§ What is asked
List all lines in the material below that contain "TypeScript".

§ Records for the task

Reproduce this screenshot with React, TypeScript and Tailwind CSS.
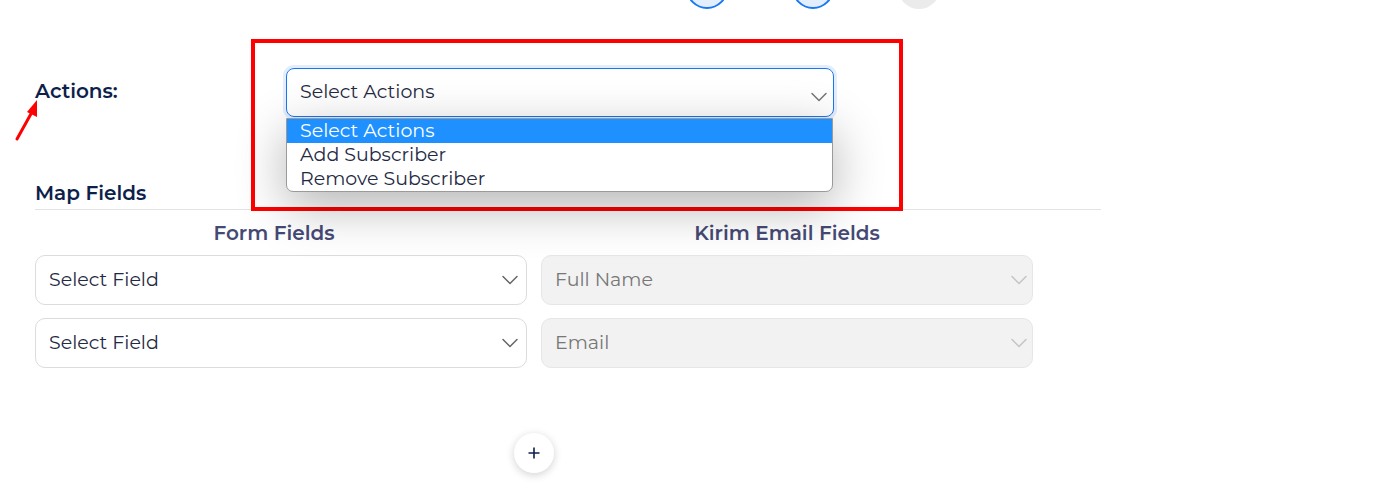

---

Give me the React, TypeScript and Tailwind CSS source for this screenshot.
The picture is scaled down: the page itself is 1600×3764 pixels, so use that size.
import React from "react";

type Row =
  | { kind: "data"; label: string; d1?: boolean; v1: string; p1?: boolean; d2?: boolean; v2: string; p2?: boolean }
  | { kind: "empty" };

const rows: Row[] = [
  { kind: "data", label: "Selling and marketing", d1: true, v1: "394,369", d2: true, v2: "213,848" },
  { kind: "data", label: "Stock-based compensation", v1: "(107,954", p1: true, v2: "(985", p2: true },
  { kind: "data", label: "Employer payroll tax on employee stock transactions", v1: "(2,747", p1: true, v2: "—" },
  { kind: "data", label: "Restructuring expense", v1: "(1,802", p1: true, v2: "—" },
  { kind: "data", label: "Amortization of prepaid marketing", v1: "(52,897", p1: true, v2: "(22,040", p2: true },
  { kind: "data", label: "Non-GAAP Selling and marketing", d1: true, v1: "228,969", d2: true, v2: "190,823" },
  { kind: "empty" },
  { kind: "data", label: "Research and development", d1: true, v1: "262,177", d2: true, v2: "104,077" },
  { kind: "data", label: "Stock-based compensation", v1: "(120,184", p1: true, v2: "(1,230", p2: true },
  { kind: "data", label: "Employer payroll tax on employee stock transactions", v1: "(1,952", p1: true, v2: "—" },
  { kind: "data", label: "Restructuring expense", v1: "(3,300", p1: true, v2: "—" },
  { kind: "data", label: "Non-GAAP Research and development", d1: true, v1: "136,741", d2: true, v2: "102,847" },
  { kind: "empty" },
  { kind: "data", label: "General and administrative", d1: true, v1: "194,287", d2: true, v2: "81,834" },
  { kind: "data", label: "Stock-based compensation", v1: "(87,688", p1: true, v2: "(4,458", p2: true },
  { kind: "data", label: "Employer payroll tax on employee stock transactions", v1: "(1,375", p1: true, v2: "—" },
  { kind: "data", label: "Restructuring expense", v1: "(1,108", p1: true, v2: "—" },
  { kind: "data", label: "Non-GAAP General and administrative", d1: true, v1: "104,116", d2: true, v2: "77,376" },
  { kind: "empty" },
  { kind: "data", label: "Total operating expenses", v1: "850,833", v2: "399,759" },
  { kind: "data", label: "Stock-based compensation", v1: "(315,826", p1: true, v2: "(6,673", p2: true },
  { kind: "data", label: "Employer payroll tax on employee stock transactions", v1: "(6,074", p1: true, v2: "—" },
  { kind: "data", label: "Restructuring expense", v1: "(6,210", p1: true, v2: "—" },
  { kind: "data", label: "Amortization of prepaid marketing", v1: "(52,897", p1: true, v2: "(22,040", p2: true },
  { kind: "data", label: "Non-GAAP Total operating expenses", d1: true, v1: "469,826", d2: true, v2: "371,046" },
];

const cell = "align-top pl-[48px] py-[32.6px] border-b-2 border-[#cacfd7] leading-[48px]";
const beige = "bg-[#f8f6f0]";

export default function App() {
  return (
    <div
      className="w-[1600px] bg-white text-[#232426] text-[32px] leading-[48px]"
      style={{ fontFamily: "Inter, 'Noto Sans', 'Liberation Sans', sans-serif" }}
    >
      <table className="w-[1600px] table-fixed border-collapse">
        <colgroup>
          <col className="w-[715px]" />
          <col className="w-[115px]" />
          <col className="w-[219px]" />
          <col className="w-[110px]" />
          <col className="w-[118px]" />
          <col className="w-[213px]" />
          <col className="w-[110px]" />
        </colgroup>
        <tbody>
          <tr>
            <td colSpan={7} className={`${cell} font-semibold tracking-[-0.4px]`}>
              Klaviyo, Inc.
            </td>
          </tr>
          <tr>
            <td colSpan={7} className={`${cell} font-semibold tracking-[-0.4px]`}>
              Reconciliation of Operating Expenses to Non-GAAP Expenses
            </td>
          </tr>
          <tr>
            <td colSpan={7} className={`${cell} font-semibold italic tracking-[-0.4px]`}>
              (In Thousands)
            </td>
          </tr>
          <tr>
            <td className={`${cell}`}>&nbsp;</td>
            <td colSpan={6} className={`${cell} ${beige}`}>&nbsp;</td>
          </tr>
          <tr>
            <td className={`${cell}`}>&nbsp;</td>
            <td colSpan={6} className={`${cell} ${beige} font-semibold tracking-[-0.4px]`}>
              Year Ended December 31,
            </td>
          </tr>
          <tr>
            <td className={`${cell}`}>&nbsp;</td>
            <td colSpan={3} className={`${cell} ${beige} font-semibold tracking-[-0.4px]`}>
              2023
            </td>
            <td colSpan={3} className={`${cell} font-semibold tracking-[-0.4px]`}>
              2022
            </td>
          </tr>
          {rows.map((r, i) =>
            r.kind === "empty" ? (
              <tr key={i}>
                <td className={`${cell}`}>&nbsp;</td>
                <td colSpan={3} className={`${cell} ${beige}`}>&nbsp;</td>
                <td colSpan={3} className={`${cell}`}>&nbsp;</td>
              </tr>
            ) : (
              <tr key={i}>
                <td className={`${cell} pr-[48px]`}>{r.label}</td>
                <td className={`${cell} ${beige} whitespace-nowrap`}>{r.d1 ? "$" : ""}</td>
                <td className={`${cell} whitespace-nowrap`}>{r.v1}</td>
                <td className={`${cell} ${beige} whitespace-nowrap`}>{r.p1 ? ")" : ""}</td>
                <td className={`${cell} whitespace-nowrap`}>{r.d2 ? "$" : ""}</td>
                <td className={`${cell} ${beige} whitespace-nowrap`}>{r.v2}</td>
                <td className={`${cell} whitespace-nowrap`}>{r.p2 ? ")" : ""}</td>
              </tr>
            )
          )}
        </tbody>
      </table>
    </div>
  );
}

§ Full output
Reproduce this screenshot with React, TypeScript and Tailwind CSS.
Give me the React, TypeScript and Tailwind CSS source for this screenshot.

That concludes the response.